(AIM OF THE TASK)
Take the listing from its first line through the line that contains "import React from" and please retype those lines exactly, leaving out the pictures.

• • • •

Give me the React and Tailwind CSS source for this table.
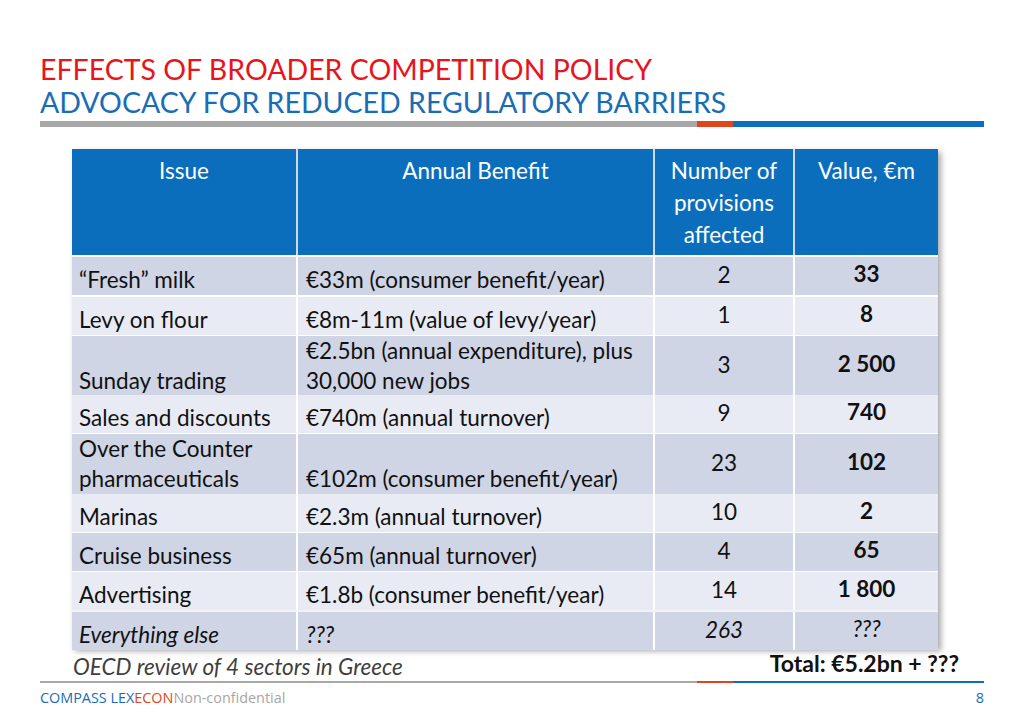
import React from "react";

const rows = [
  { issue: "“Fresh” milk", benefit: "€33m (consumer benefit/year)", n: "2", v: "33", h: "h-[40px]", dark: true },
  { issue: "Levy on flour", benefit: "€8m-11m (value of levy/year)", n: "1", v: "8", h: "h-[39px]" },
  { issue: "Sunday trading", benefit: "€2.5bn (annual expenditure), plus 30,000 new jobs", n: "3", v: "2 500", h: "h-[59px]", dark: true },
  { issue: "Sales and discounts", benefit: "€740m (annual turnover)", n: "9", v: "740", h: "h-[39px]" },
  { issue: "Over the Counter pharmaceuticals", benefit: "€102m (consumer benefit/year)", n: "23", v: "102", h: "h-[60px]", dark: true },
  { issue: "Marinas", benefit: "€2.3m (annual turnover)", n: "10", v: "2", h: "h-[39px]" },
  { issue: "Cruise business", benefit: "€65m (annual turnover)", n: "4", v: "65", h: "h-[39px]", dark: true },
  { issue: "Advertising", benefit: "€1.8b (consumer benefit/year)", n: "14", v: "1 800", h: "h-[39px]" },
];

const cols = "grid grid-cols-[224px_357px_140px_145px]";

const Row = ({ r, italic, last }) => {
  const bg = r.dark ? "bg-[#cfd5e5]" : "bg-[#e8ebf4]";
  const it = italic ? "italic" : "";
  return (
    <div className={`${cols} ${r.h} ${last ? "border-t-[3px] border-[#f2f2f4]" : "border-t-2 border-white"}`}>
      <div className={`${bg} ${it} flex items-end px-[7px] pb-0 leading-[30px]`}>{r.issue}</div>
      <div className={`${bg} ${it} border-l-2 border-white flex items-end px-[8px] pb-0 leading-[30px]`}>{r.benefit}</div>
      <div className={`${bg} ${it} border-l-2 border-white flex items-center justify-center pb-[3px]`}>{r.n}</div>
      <div className={`${bg} ${italic ? "italic" : "font-bold"} border-l-2 border-white flex items-center justify-center pb-[4px]`}>{r.v}</div>
    </div>
  );
};

const Bar = ({ h }) => (
  <div className={`flex ${h} w-[944px]`}>
    <div className="w-[657px] bg-[#a8a8a8]"></div>
    <div className="w-[36px] bg-[#e0461d]"></div>
    <div className="flex-1 bg-[#0d6ebe]"></div>
  </div>
);

export default function App() {
  return (
    <div className="w-[1024px] h-[724px] bg-white relative overflow-hidden font-['Lato',sans-serif] text-[#111]">
      <div className="pl-[40px] pt-[53px]">
        <div className="text-[28.5px] leading-[33px] text-[#e8141c]">
          EFFECTS OF BROADER COMPETITION POLICY
        </div>
        <div className="text-[28.5px] leading-[33px] text-[#1a6db3]">
          ADVOCACY FOR REDUCED REGULATORY BARRIERS
        </div>
        <div className="mt-[2px]">
          <Bar h="h-[6px]" />
        </div>
      </div>

      <div className="ml-[72px] mt-[22px] w-[866px] text-[22.5px] shadow-[3px_3px_6px_rgba(0,0,0,0.35)]">
        <div className={`${cols} h-[106px] bg-[#0b6ebd] text-white leading-[32px]`}>
          <div className="text-center pt-[6px]">Issue</div>
          <div className="text-center pt-[6px] border-l-2 border-[#cfd8ea]">Annual Benefit</div>
          <div className="text-center pt-[6px] border-l-2 border-[#cfd8ea]">Number of<br />provisions<br />affected</div>
          <div className="text-center pt-[6px] border-l-2 border-[#cfd8ea]">Value, €m</div>
        </div>
        {rows.map((r) => (
          <Row key={r.issue} r={r} />
        ))}
        <Row r={{ issue: "Everything else", benefit: "???", n: "263", v: "???", h: "h-[39px]", dark: true }} italic last />
      </div>

      <div className="flex justify-between items-start w-[886px] ml-[73px] mt-0">
        <div className="italic text-[22.5px] text-[#3f3f3f] leading-[28px] mt-[5px]">
          OECD review of 4 sectors in Greece
        </div>
        <div className="font-bold text-[23px] text-[#111] leading-[28px] mt-[1px]">Total: €5.2bn + ???</div>
      </div>

      <div className="pl-[40px]">
        <Bar h="h-[2px]" />
        <div className="flex justify-between w-[944px] mt-[6px] text-[14.4px] font-['Open_Sans',sans-serif] leading-[18px]">
          <div>
            <span className="text-[#1a6db3]">COMPASS LEX</span>
            <span className="text-[#e0461d]">ECON</span>
            <span className="text-[#a6a6a6]">Non-confidential</span>
          </div>
          <div className="text-[#1a6db3]">8</div>
        </div>
      </div>
    </div>
  );
}
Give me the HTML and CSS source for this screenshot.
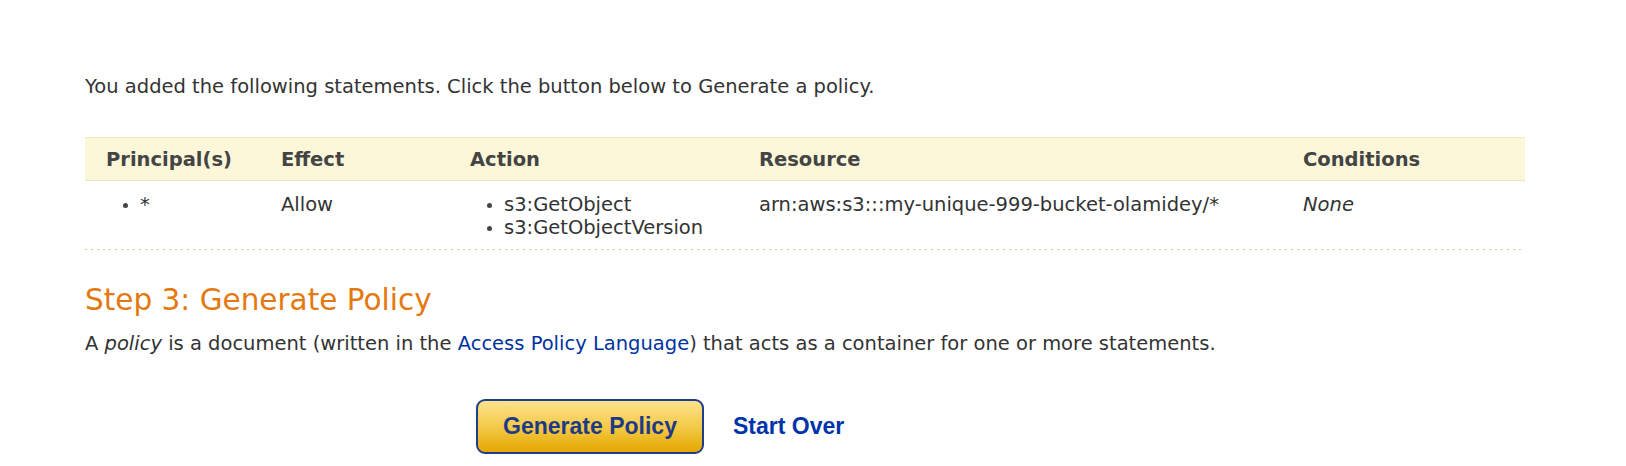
FILE: index.html
```html
<!DOCTYPE html>
<html>
<head>
<meta charset="utf-8">
<link rel="stylesheet" href="styles.css">
</head>
<body>
<div class="page">
  <p class="intro">You added the following statements. Click the button below to Generate a policy.</p>
  <div class="stmt-table">
    <div class="row head">
      <div class="cell">Principal(s)</div>
      <div class="cell">Effect</div>
      <div class="cell">Action</div>
      <div class="cell">Resource</div>
      <div class="cell">Conditions</div>
    </div>
    <div class="row body">
      <div class="cell"><ul class="blist"><li>*</li></ul></div>
      <div class="cell">Allow</div>
      <div class="cell"><ul class="blist"><li>s3:GetObject</li><li>s3:GetObjectVersion</li></ul></div>
      <div class="cell">arn:aws:s3:::my-unique-999-bucket-olamidey/*</div>
      <div class="cell"><em>None</em></div>
    </div>
  </div>
  <h2 class="step">Step 3: Generate Policy</h2>
  <p class="desc">A <em>policy</em> is a document (written in the <a class="link" href="#">Access Policy Language</a>) that acts as a container for one or more statements.</p>
  <div class="actions">
    <button class="gen-btn" type="button">Generate Policy</button>
    <a class="start-over" href="#">Start Over</a>
  </div>
</div>
</body>
</html>
```
FILE: styles.css
```css
html, body {
  margin: 0;
  padding: 0;
  background: #ffffff;
}
body {
  font-family: "DejaVu Sans", Verdana, sans-serif;
  font-size: 19.5px;
  color: #333333;
}
.page {
  padding: 0 101px 0 85px;
}
.intro {
  margin: 0;
  padding-top: 74px;
  line-height: 26px;
}
.stmt-table {
  margin-top: 37px;
}
.row {
  display: grid;
  grid-template-columns: 175px 189px 289px 544px 1fr;
}
.head {
  background: #fbf7d8;
  border-top: 1px solid #efeac4;
  border-bottom: 1px solid #e9e6c2;
  height: 41px;
  padding-top: 1px;
  box-sizing: content-box;
  align-items: center;
  font-weight: bold;
  color: #444444;
}
.cell {
  padding-left: 21px;
}
.body {
  padding-top: 12px;
  height: 57px;
  line-height: 23px;
  background: linear-gradient(to right, #c8cf8a 2px, transparent 2px) right bottom / 6px 1px repeat-x;
}
.blist {
  list-style: none;
  margin: 0;
  padding: 0 0 0 17px;
}
.blist li {
  position: relative;
  padding-left: 17px;
}
.blist li::before {
  content: "";
  position: absolute;
  left: 0;
  top: 10px;
  width: 5px;
  height: 5px;
  border-radius: 50%;
  background: #444444;
}
.step {
  margin: 0;
  padding-top: 31px;
  font-weight: normal;
  font-size: 29.5px;
  line-height: 38px;
  color: #e47911;
}
.desc {
  margin: 0;
  padding-top: 12px;
  line-height: 26px;
}
.link {
  color: #0033a0;
  text-decoration: none;
}
.actions {
  display: flex;
  align-items: center;
  padding: 42px 0 0 391px;
  gap: 29px;
}
.gen-btn {
  width: 228px;
  height: 55px;
  border: 2px solid #1e3d8a;
  border-radius: 9px;
  background: linear-gradient(#fde38d, #f2c742 55%, #e4a700);
  font-family: "Liberation Sans", Arial, sans-serif;
  font-weight: bold;
  font-size: 23px;
  color: #1f3a85;
  padding: 0;
}
.start-over {
  font-family: "Liberation Sans", Arial, sans-serif;
  font-weight: bold;
  font-size: 23px;
  color: #0033aa;
  text-decoration: none;
}
```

• • • •

(TASK RESULT)
Give me the React and Tailwind CSS source for this table.
import React from "react";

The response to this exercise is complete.